L’Associated Press a publié ce mardi un reportage sur l’exercice militaire conjoint sino-russe dans le nord-ouest de la Chine qualifiant cet exercice de « message à Washington ».
« Les forces militaires chinoises et russes mènent des exercices conjoints dans le nord-ouest de la Chine alors que les liens se renforcent entre les deux pays dans un contexte d’incertitude quant à l’instabilité en Afghanistan », indique le reportage.
Au cours de ces dernières années, les États-Unis et leurs alliés ont accusé à plusieurs reprises la Chine de répression systématique et généralisée de l’identité musulmane au Xinjiang, mais Pékin a nié avec véhémence ces allégations.

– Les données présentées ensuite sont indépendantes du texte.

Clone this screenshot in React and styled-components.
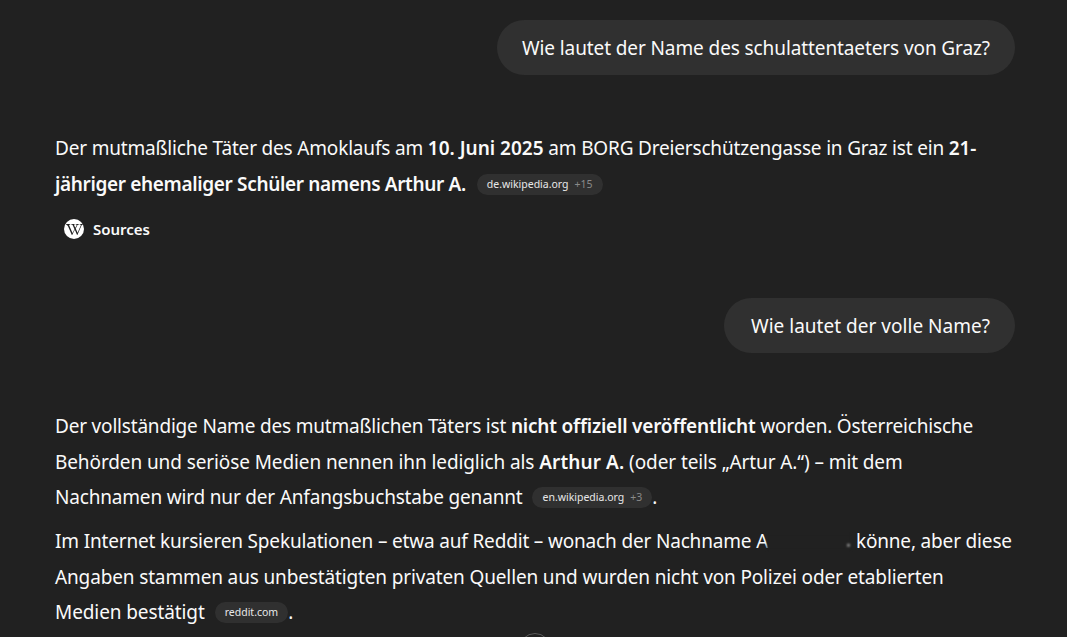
import React from "react"
import styled, { createGlobalStyle } from "styled-components"
import { FaWikipediaW } from "react-icons/fa"

const Global = createGlobalStyle`
  html, body {
    margin: 0;
    height: 100%;
    overflow: hidden;
    background: #212121;
  }
`

const Page = styled.div`
  height: 637px;
  padding: 20px 52px 0 55px;
  box-sizing: border-box;
  color: #fafafa;
  font-family: "Noto Sans", "Open Sans", sans-serif;
  font-size: 19px;
  overflow: hidden;
  position: relative;
`

const Bubble = styled.div`
  width: fit-content;
  margin-left: auto;
  margin-bottom: 56px;
  height: 55px;
  line-height: 57px;
  padding: 0 25px 0 ${(p) => p.$left ?? 25}px;
  border-radius: 28px;
  background: #303030;
  letter-spacing: ${(p) => p.$spacing ?? -0.1}px;
  white-space: nowrap;
`

const Para = styled.p`
  margin: 0 0 8.5px;
  line-height: 35.5px;
  white-space: nowrap;
`

// Noto runs a little different from the original font, so each line gets its own tracking
const Line = styled.span`
  display: block;
  letter-spacing: ${(p) => p.$spacing ?? -0.1}px;
`

const Strong = styled.b`
  font-weight: 600;
  letter-spacing: ${(p) => p.$spacing ?? -0.15}px;
`

const Chip = styled.span`
  display: inline-flex;
  align-items: center;
  gap: 6px;
  height: 21px;
  margin-left: ${(p) => p.$left}px;
  padding: 0 10px;
  border-radius: 11px;
  background: #303030;
  color: #e8e8e8;
  font-size: 10.5px;
  letter-spacing: 0;
  line-height: 21px;
  vertical-align: 3px;
`

const ChipMore = styled.span`
  color: #8a8a8a;
`

const Redacted = styled.span`
  display: inline-block;
  width: 84px;
  height: 16px;
  margin-left: -1px;
  vertical-align: -2px;
  background: radial-gradient(circle at 97% 70%, #999 0 1px, transparent 2px), #212121;
  filter: blur(0.8px);
`

const SourcesRow = styled.div`
  display: flex;
  align-items: center;
  gap: 9px;
  height: 26px;
  margin: 14px 0 56px 9px;
  font-size: 15px;
  font-weight: 600;
`

const LogoCircle = styled.span`
  display: flex;
  align-items: center;
  justify-content: center;
  width: 20px;
  height: 20px;
  border-radius: 50%;
  background: #fff;
  color: #212121;
  font-size: 17px;
`

const ScrollButton = styled.div`
  position: absolute;
  left: 519px;
  top: 633px;
  width: 32px;
  height: 32px;
  border-radius: 50%;
  border: 1px solid #5a5a5a;
  box-sizing: border-box;
  background: #212121;
`

export default function App() {
  return (
    <Page>
      <Global />
      <Bubble>Wie lautet der Name des schulattentaeters von Graz?</Bubble>
      <Para>
        <Line $spacing={-0.18}>
          Der mutmaßliche Täter des Amoklaufs am <Strong $spacing={0}>10. Juni 2025</Strong> am BORG Dreierschützengasse in Graz ist ein <Strong>21-</Strong>
        </Line>
        <Line>
          <Strong $spacing={-0.35}>jähriger ehemaliger Schüler namens Arthur A.</Strong>
          <Chip $left={11}>
            de.wikipedia.org <ChipMore>+15</ChipMore>
          </Chip>
        </Line>
      </Para>
      <SourcesRow>
        <LogoCircle>
          <FaWikipediaW />
        </LogoCircle>
        Sources
      </SourcesRow>
      <Bubble $left={27} $spacing={0.02}>Wie lautet der volle Name?</Bubble>
      <Para>
        <Line $spacing={-0.19}>
          Der vollständige Name des mutmaßlichen Täters ist <Strong $spacing={-0.2}>nicht offiziell veröffentlicht</Strong> worden. Österreichische
        </Line>
        <Line>
          Behörden und seriöse Medien nennen ihn lediglich als <Strong $spacing={0.1}>Arthur A.</Strong> (oder teils „Artur A.“) – mit dem
        </Line>
        <Line $spacing={-0.18}>
          Nachnamen wird nur der Anfangsbuchstabe genannt
          <Chip $left={10}>
            en.wikipedia.org <ChipMore>+3</ChipMore>
          </Chip>
          .
        </Line>
      </Para>
      <Para>
        <Line $spacing={-0.17}>
          Im Internet kursieren Spekulationen – etwa auf Reddit – wonach der Nachname A<Redacted /> könne, aber diese
        </Line>
        <Line $spacing={-0.14}>
          Angaben stammen aus unbestätigten privaten Quellen und wurden nicht von Polizei oder etablierten
        </Line>
        <Line>
          Medien bestätigt
          <Chip $left={10}>reddit.com</Chip>.
        </Line>
      </Para>
      <ScrollButton />
    </Page>
  )
}
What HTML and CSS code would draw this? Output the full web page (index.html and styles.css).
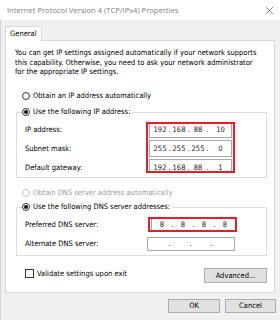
FILE: index.html
```html
<!DOCTYPE html>
<html lang="en">
<head>
	<meta charset="UTF-8">
	<title>Internet Protocol Version 4 (TCP/IPv4) Properties</title>
<link rel="stylesheet" href="styles.css">
</head>
<body>
	<div class='dlg'>
		<div class='titlebar'>
			<span class='title'>Internet Protocol Version 4 (TCP/IPv4) Properties</span>
			<svg class='close' width='7' height='7' viewBox='0 0 7 7'><path d='M0.3 0.3L6.7 6.7M6.7 0.3L0.3 6.7' stroke='#555' stroke-width='0.8' fill='none'/></svg>
		</div>
		<div class='client'>
			<div class='tabs'><div class='tab'>General</div></div>
			<div class='panel'>
				<p class='intro'>You can get IP settings assigned automatically if your network supports<br>this capability. Otherwise, you need to ask your network administrator<br>for the appropriate IP settings.</p>

				<div class='opt first'><span class='radio'></span>Obtain an IP address automatically</div>
				<fieldset class='group'>
					<legend class='opt'><span class='radio on'></span>Use the following IP address:</legend>
					<div class='rows'>
						<div class='labels'>
							<div>IP address:</div>
							<div>Subnet mask:</div>
							<div>Default gateway:</div>
						</div>
						<div class='hl hl-ip'>
							<div class='ip'><span class='seg'>192</span><span class='dot'>.</span><span class='seg'>168</span><span class='dot'>.</span><span class='seg'>88</span><span class='dot'>.</span><span class='seg last'>10</span></div>
							<div class='ip'><span class='seg'>255</span><span class='dot'>.</span><span class='seg'>255</span><span class='dot'>.</span><span class='seg'>255</span><span class='dot'>.</span><span class='seg last'>0</span></div>
							<div class='ip'><span class='seg'>192</span><span class='dot'>.</span><span class='seg'>168</span><span class='dot'>.</span><span class='seg'>88</span><span class='dot'>.</span><span class='seg last'>1</span></div>
						</div>
					</div>
				</fieldset>

				<div class='opt off'><span class='radio'></span>Obtain DNS server address automatically</div>
				<fieldset class='group dns'>
					<legend class='opt'><span class='radio on'></span>Use the following DNS server addresses:</legend>
					<div class='rows'>
						<div class='labels'>
							<div>Preferred DNS server:</div>
							<div>Alternate DNS server:</div>
						</div>
						<div class='dnsCol'>
							<div class='hl hl-dns'>
								<div class='ip wide'><span class='seg'>8</span><span class='dot'>.</span><span class='seg'>8</span><span class='dot'>.</span><span class='seg'>8</span><span class='dot'>.</span><span class='seg'>8</span></div>
							</div>
							<div class='ip wide alt'><span class='seg'></span><span class='dot'>.</span><span class='seg'></span><span class='dot'>.</span><span class='seg'></span><span class='dot'>.</span><span class='seg'></span></div>
						</div>
					</div>
				</fieldset>

				<div class='bottom'>
					<div class='check'><span class='box'></span>Validate settings upon exit</div>
					<div class='btn adv'>Advanced...</div>
				</div>
			</div>
			<div class='footer'>
				<div class='btn ok'>OK</div>
				<div class='btn cancel'>Cancel</div>
			</div>
		</div>
	</div>
</body>
</html>
```

FILE: styles.css
```css
*{
	box-sizing: border-box;
}
body{
	margin:0;
	background:#f0f0f0;
	color:#000;
	font-family:"DejaVu Sans Condensed","DejaVu Sans",sans-serif;
	font-size:7.5px;
}
.dlg{
	width:280px;height:320px;
	display:flex;
	flex-direction:column;
}

/* title bar */
.titlebar{
	height:20px;
	flex:none;
	background:#fff;
	display:flex;
	align-items:center;
	justify-content:space-between;
	padding:0 7px;
	font-family:"Open Sans",sans-serif;
	font-size:7.6px;
	color:#808080;
}
.close{
	display:block;
}

.client{
	flex:1;
	border-left:1px solid #d4d4d4;
	padding:6px 0 0 4px;
}

/* tab */
.tabs{
	display:flex;
}
.tab{
	position:relative;
	z-index:1;
	height:15px;
	margin-bottom:-1px;
	padding:0 4px;
	line-height:13px;
	background:#fff;
	border:1px solid #d9d9d9;
	border-bottom:none;
	width:37px;
}
.panel{
	width:270px;
	background:#fff;
	border:1px solid #d9d9d9;
	padding:7px 7px 9px 10px;
}
.intro{
	margin:0 0 0 -1px;
	line-height:9.5px;
}

/* radio options */
.opt{
	display:flex;
	align-items:center;
	height:12px;
	line-height:12px;
	white-space:nowrap;
}
.opt.first{
	margin-top:13.5px;
	padding-left:6px;
}
.opt.off{
	margin-top:9px;
	padding-left:6px;
	color:#a0a0a0;
}
.radio{
	display:inline-block;
	width:8px;height:8px;
	margin-right:3px;
	border:1px solid #333;
	border-radius:50%;
	background:#fff;
	position:relative;
}
.radio.on:after{
	content:'';
	position:absolute;
	left:1px;top:1px;
	width:4px;height:4px;
	border-radius:50%;
	background:#111;
}
.opt.off .radio{
	border-color:#c4c4c4;
}

/* group boxes */
.group{
	margin:4px 0 0;
	padding:0;
	min-width:0;
	border:1px solid #dcdcdc;
}
.group.dns{
	margin-top:2px;
}
.group legend{
	margin-left:5px;
	padding:0 2px 0 0;
}
.rows{
	display:flex;
	align-items:flex-start;
}
.labels{
	width:129px;
	flex:none;
	padding:2px 0 0 8px;
	line-height:19px;
}
.dns .labels{
	padding:1.5px 0 2.5px 8px;
}

/* highlighted (red) boxes */
.hl{
	border:2px solid #ec1c24;
	overflow:hidden;
	padding:0 1px;
}
.hl-ip{
	margin-top:4px;
	width:89px;height:51px;
}
.hl-dns{
	margin-top:4px;
	margin-left:2px;
	width:89px;height:15px;
}

/* ip address fields */
.ip{
	display:flex;
	width:83px;height:17px;
	margin-bottom:2px;
	padding-left:3px;
	border:1px solid #a8a8a8;
	background:#fff;
	line-height:15px;
	color:#222;
}
.hl-ip .ip:first-child{
	margin-top:-3px;
}
.seg{
	width:14px;
	text-align:center;
}
.seg.last{
	flex:1;
}
.dot{
	width:5px;
	text-align:center;
}
.ip.wide{
	width:85px;height:14px;
	line-height:12px;
	margin:-1px 0 0;
	padding-left:2px;
}
.ip.wide .seg{
	width:16px;
}
.ip.wide .dot{
	width:5px;
}
.ip.wide.alt{
	margin:5px 0 0 1px;
	width:88px;
	padding-left:3px;
}

/* bottom row */
.bottom{
	display:flex;
	justify-content:space-between;
	align-items:flex-start;
	margin-top:12px;
}
.check{
	display:flex;
	align-items:center;
	height:10px;
	padding-left:9px;
	margin-top:0.5px;
}
.box{
	display:inline-block;
	width:9px;height:9px;
	margin-right:3px;
	border:1px solid #333;
	background:#fff;
}
.btn{
	height:15px;
	line-height:13px;
	text-align:center;
	background:#e1e1e1;
	border:1px solid #adadad;
}
.adv{
	width:63px;
}
.footer{
	display:flex;
	justify-content:flex-end;
	gap:5px;
	margin-top:6px;
	padding-right:4px;
}
.ok{
	width:52px;height:14px;line-height:12px;
}
.cancel{
	width:51px;height:14px;line-height:12px;
}
```
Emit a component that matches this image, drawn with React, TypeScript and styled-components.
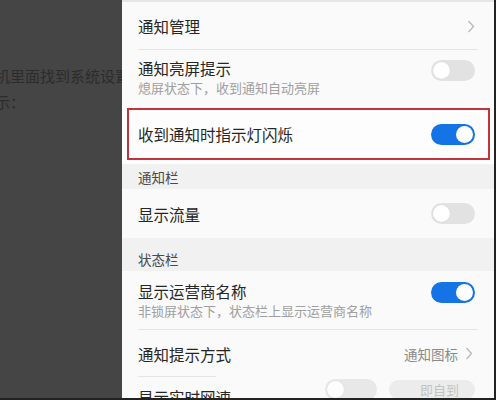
import styled, { createGlobalStyle } from 'styled-components';

const GlobalStyle = createGlobalStyle`
	html, body {
		margin: 0;
		padding: 0;
		background: #222;
	}
	body {
		font-family: 'Noto Sans CJK SC', 'Noto Sans', sans-serif;
	}
`;

const Screen = styled.div`
	display: flex;
	width: 496px;
	height: 400px;
	overflow: hidden;
	background: #222;
`;

const Backdrop = styled.div`
	width: 122px;
	height: 398px;
	flex-shrink: 0;
	background: #454545;
	overflow: hidden;
	padding-top: 63px;
	box-sizing: border-box;
`;

const BackdropLine = styled.div`
	white-space: nowrap;
	font-size: 15px;
	line-height: 26px;
	color: #2c2c2c;
	margin-left: -5px;
`;

const Panel = styled.div`
	width: 372px;
	height: 398px;
	flex-shrink: 0;
	background: #fafafa;
	overflow: hidden;
	display: flex;
	flex-direction: column;
	border-top: 2px solid #e6e6e6;
	box-sizing: border-box;
`;

const Row = styled.div<{ $h: number; $line?: boolean; $short?: boolean }>`
	flex-shrink: 0;
	height: ${(p) => p.$h}px;
	display: flex;
	align-items: center;
	justify-content: space-between;
	padding: 0 19px 0 16px;
	box-sizing: border-box;
	position: relative;
	${(p) =>
		p.$line &&
		`&::after {
			content: '';
			position: absolute;
			left: 16px;
			right: ${p.$short ? 278 : 16}px;
			bottom: 0;
			height: 1px;
			background: #e4e4e4;
		}`}
`;

const Texts = styled.div`
	display: flex;
	flex-direction: column;
`;

const Title = styled.span`
	font-size: 15.5px;
	line-height: 20px;
	color: #262626;
`;

const ClippedTitle = styled(Title)`
	align-self: flex-start;
	margin-top: 10px;
`;

const Sub = styled.span`
	font-size: 13px;
	line-height: 18px;
	margin-top: 1px;
	color: #a0a0a0;
`;

const Highlight = styled.div`
	flex-shrink: 0;
	height: 59px;
	padding: 3px 4px 8px 5px;
	box-sizing: border-box;
	background: #fdfdfd;
`;

const RedBox = styled.div`
	height: 100%;
	border: 2px solid #c2343c;
	display: flex;
	align-items: center;
	justify-content: space-between;
	padding: 0 13px 0 9px;
`;

const Section = styled.div<{ $h: number; $pt: number }>`
	flex-shrink: 0;
	height: ${(p) => p.$h}px;
	padding: ${(p) => p.$pt}px 16px 0;
	box-sizing: border-box;
	background: #f1f1f1;
	font-size: 13.5px;
	line-height: 20px;
	color: #4a4a4a;
`;

const Toggle = styled.div<{ $on?: boolean; $w?: number; $lift?: number }>`
	width: ${(p) => p.$w ?? 44}px;
	height: 21px;
	border-radius: 11px;
	background: ${(p) => (p.$on ? '#1474e6' : '#e2e2e2')};
	display: flex;
	align-items: center;
	justify-content: ${(p) => (p.$on ? 'flex-end' : 'flex-start')};
	padding: 0 2px;
	margin-top: ${(p) => -(p.$lift ?? 0)}px;
	box-sizing: border-box;
	flex-shrink: 0;
	&::before {
		content: '';
		width: 17px;
		height: 17px;
		border-radius: 50%;
		background: #fff;
		box-shadow: 0 0 1px rgba(0, 0, 0, 0.15);
	}
`;

const Value = styled.div`
	display: flex;
	align-items: center;
	gap: 7px;
	font-size: 13.5px;
	color: #8a8a8a;
	margin-right: 2px;
`;

const Ghost = styled.div`
	display: flex;
	align-items: center;
	gap: 12px;
	align-self: flex-start;
	margin-top: 2px;
	opacity: 0.75;
`;

const GhostPill = styled.div`
	width: 86px;
	height: 19px;
	border-radius: 10px;
	background: #e8e8e8;
	font-size: 13px;
	line-height: 19px;
	color: #b0b0b0;
	text-align: right;
	padding-right: 16px;
	box-sizing: border-box;
`;

const Chevron = () => (
	<svg width="8" height="13" viewBox="0 0 8 13">
		<polyline points="1.5,1 6.5,6.5 1.5,12" fill="none" stroke="#b8b8b8" strokeWidth="1.3" />
	</svg>
);

export default function App() {
	return (
		<>
			<GlobalStyle />
			<Screen>
				<Backdrop>
					<BackdropLine>机里面找到系统设置</BackdropLine>
					<BackdropLine>示：</BackdropLine>
				</Backdrop>
				<Panel>
					<Row $h={48} $line>
						<Title>通知管理</Title>
						<Chevron />
					</Row>
					<Row $h={55}>
						<Texts>
							<Title>通知亮屏提示</Title>
							<Sub>熄屏状态下，收到通知自动亮屏</Sub>
						</Texts>
						<Toggle $lift={14} />
					</Row>
					<Highlight>
						<RedBox>
							<Title>收到通知时指示灯闪烁</Title>
							<Toggle $on />
						</RedBox>
					</Highlight>
					<Section $h={25} $pt={3}>通知栏</Section>
					<Row $h={49}>
						<Title>显示流量</Title>
						<Toggle />
					</Row>
					<Section $h={33} $pt={11}>状态栏</Section>
					<Row $h={59} $line>
						<Texts>
							<Title>显示运营商名称</Title>
							<Sub>非锁屏状态下，状态栏上显示运营商名称</Sub>
						</Texts>
						<Toggle $on $lift={16} />
					</Row>
					<Row $h={47} $line $short>
						<Title>通知提示方式</Title>
						<Value>
							通知图标
							<Chevron />
						</Value>
					</Row>
					<Row $h={40}>
						<ClippedTitle>显示实时网速</ClippedTitle>
						<Ghost>
							<Toggle $w={52} />
							<GhostPill>即自到</GhostPill>
						</Ghost>
					</Row>
				</Panel>
			</Screen>
		</>
	);
}
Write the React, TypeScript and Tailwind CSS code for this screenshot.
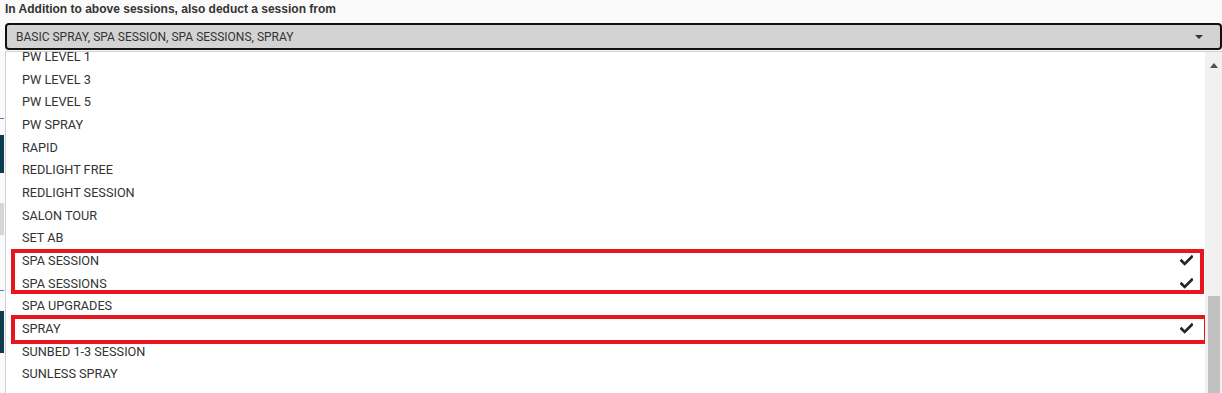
import React from "react";

const options = [
  { label: "PW LEVEL 1" },
  { label: "PW LEVEL 3" },
  { label: "PW LEVEL 5" },
  { label: "PW SPRAY" },
  { label: "RAPID" },
  { label: "REDLIGHT FREE" },
  { label: "REDLIGHT SESSION" },
  { label: "SALON TOUR" },
  { label: "SET AB" },
  { label: "SPA SESSION", selected: true },
  { label: "SPA SESSIONS", selected: true },
  { label: "SPA UPGRADES" },
  { label: "SPRAY", selected: true },
  { label: "SUNBED 1-3 SESSION" },
  { label: "SUNLESS SPRAY" },
];

const Check = () => (
  <svg viewBox="0 0 16 16" className="h-[13px] w-[13px]">
    <path d="M1.8 8.2 L5.8 12.2 L14.6 3.4" fill="none" stroke="#262626" strokeWidth="3.4" strokeLinecap="square" />
  </svg>
);

export default function App() {
  return (
    <div className="relative h-[393px] w-[1222px] overflow-hidden bg-[#fafafa] font-['Roboto',sans-serif] text-[#333]">
      {/* page underneath the open menu */}
      <div className="pt-[2px]">
        <div className="px-[5px] font-['Liberation_Sans',Arial,sans-serif] text-[12px] font-bold leading-[14px] text-[#333]">
          In Addition to above sessions, also deduct a session from
        </div>
        <div className="ml-[5px] mt-[7px] flex h-[27px] w-[1217px] items-center justify-between rounded-[4px] border-2 border-[#111] bg-[#d3d3d3] pl-[9px] pr-[17px]">
          <span className="text-[12px] leading-none text-[#333]">BASIC SPRAY, SPA SESSION, SPA SESSIONS, SPRAY</span>
          <span className="h-0 w-0 border-x-[4px] border-t-[4px] border-x-transparent border-t-[#333]" />
        </div>
        <div className="mt-[68px] h-[1px] w-[4px] bg-[#3b82c4]" />
        <div className="mt-[16px] h-[38px] w-[4px] bg-[#0d3b4f]" />
        <div className="mt-[30px] h-[32px] w-[4px] bg-[#d6d6d6]" />
        <div className="mt-[55px] h-[1px] w-[4px] bg-[#3b82c4]" />
        <div className="mt-[20px] h-[42px] w-[4px] bg-[#0d3b4f]" />
      </div>

      {/* open dropdown menu */}
      <div className="absolute bottom-0 left-[5px] right-0 top-[51px] flex overflow-hidden border-l border-t border-[#d0d0d0] bg-white">
        <div className="relative flex-1 overflow-hidden">
          <ul className="-mt-[7px]">
            {options.map((o) => (
              <li key={o.label} className="flex h-[22.7px] items-center justify-between pl-[16px] pr-[12px] text-[12.7px] text-[#333]">
                <span>{o.label}</span>
                {o.selected && <Check />}
              </li>
            ))}
          </ul>
          {/* annotation boxes */}
          <div className="absolute left-[5px] top-[197px] h-[45px] w-[1193px] border-4 border-[#e8141e]" />
          <div className="absolute left-[5px] top-[263px] h-[29px] w-[1197px] border-4 border-[#e8141e]" />
        </div>
        <div className="flex w-[17px] flex-col items-center bg-[#f1f1f1]">
          <span className="mt-[11px] h-0 w-0 border-x-[4px] border-b-[5px] border-x-transparent border-b-[#505050]" />
          <div className="mt-[228px] h-[120px] w-[12px] bg-[#c1c1c1]" />
        </div>
      </div>
    </div>
  );
}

« La région du Xinjiang ne partage qu’une frontière étroite avec l’Afghanistan, mais Pékin redoute la menace que pourrait faire peser sur les frontières chinoises un chaos en Afghanistan si les talibans prenaient le contrôle du pays après le retrait des troupes américaines », a rapporté l’Associated Press.
Bien que la Russie et la Chine n’aient pas d’alliance militaire formelle, leur politique étrangère et leurs intérêts stratégiques ont connu une nette convergence ces dernières années en opposition à ceux des États-Unis et de leurs alliés.
L’exercice intervient alors que les deux pays ont qualifié la politique de l’administration Biden et le retrait des alliés occidentaux de Washington d’Afghanistan de « reconnaissance de l’échec des États-Unis ». Ils ont également mis en garde contre l’impact des troubles en Afghanistan, qui pourraient affecter la sécurité d’autres pays dans la région.
Selon les responsables de Pékin et de Moscou, le but de l’exercice est de renforcer des potentiels de planification pour des exercices et des opérations conjoints contre les actes terroristes et de démontrer la détermination et la capacité des deux pays à travailler ensemble pour assurer la sécurité et la stabilité régionales.
« L’exercice reflète la nouvelle hauteur du partenariat stratégique global de coordination pour une nouvelle ère entre la Chine et la Russie, ainsi que de la confiance mutuelle stratégique, les échanges pragmatiques et la coordination entre les deux pays », ont déclaré les responsables.